- Paoča
- Coordinates: 43°14′N 17°44′E﻿ / ﻿43.233°N 17.733°E
- Country: Bosnia and Herzegovina
- Entity: Federation of Bosnia and Herzegovina
- Canton: Herzegovina-Neretva
- Municipality: Čitluk

Area
- • Total: 2.67 sq mi (6.91 km^{2})

Population (2013)
- • Total: 427
- • Density: 160/sq mi (61.8/km^{2})
- Time zone: UTC+1 (CET)
- • Summer (DST): UTC+2 (CEST)

= Paoča =

Paoča is a village in the municipality of Čitluk, Bosnia and Herzegovina.

== History ==
The name Paoča is of Slavic origin. This is shown by one stećak from the cemetery, which was probably placed at the end of the Middle Ages. In addition, on November 18, 1432, the people of Dubrovnik recorded that the men of Prince Marko Grgurević (Milatović) and the men of Duke Vukašin Milatović attacked the Dubrovnik caravan near Paoča (a Chotaoza).

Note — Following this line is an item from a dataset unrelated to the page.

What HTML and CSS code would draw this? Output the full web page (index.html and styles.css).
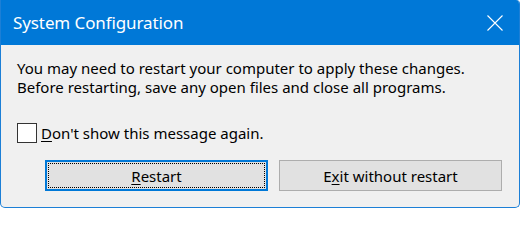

Friar Petar Bakula in his book Schematismus from 1867 states: Paoča is named after the famous spring Paočak or Palačak. It is characterized by a large noble cemetery and the production of excellent wine.

== Demographics ==
According to the 2013 census, its population was 427, all Croats.

== Sights ==
In Paoča there is a small chapel dedicated to the Immaculate Conception of the Blessed Virgin Mary. It was finally completed in 1984 with the constant work and effort of the locals. Every year on the Immaculate Conception, December 8, the people of Paoča gather around the chapel where holy mass is celebrated. Next to the chapel there is also a monument to the fallen veterans from Paoča, built in 1996.

The people of Paoča are proud of their fellow resident Fr. Didak Buntić, to whom they built a monument in 1995, the work of Acad. sculptor Bernardo Pešorda. The monument was unveiled by the then Minister of Defense of the Republic of Croatia, Gojko Šušak.

In the village there is also an old noble cemetery, Krešića greblje. It is a medieval necropolis in which there are about fifteen stećaks. They are in the form of plates and boxes, and are divided into two groups. They are oriented west–east. They are decorated with rosettes. These tombs originate from the late Middle Ages.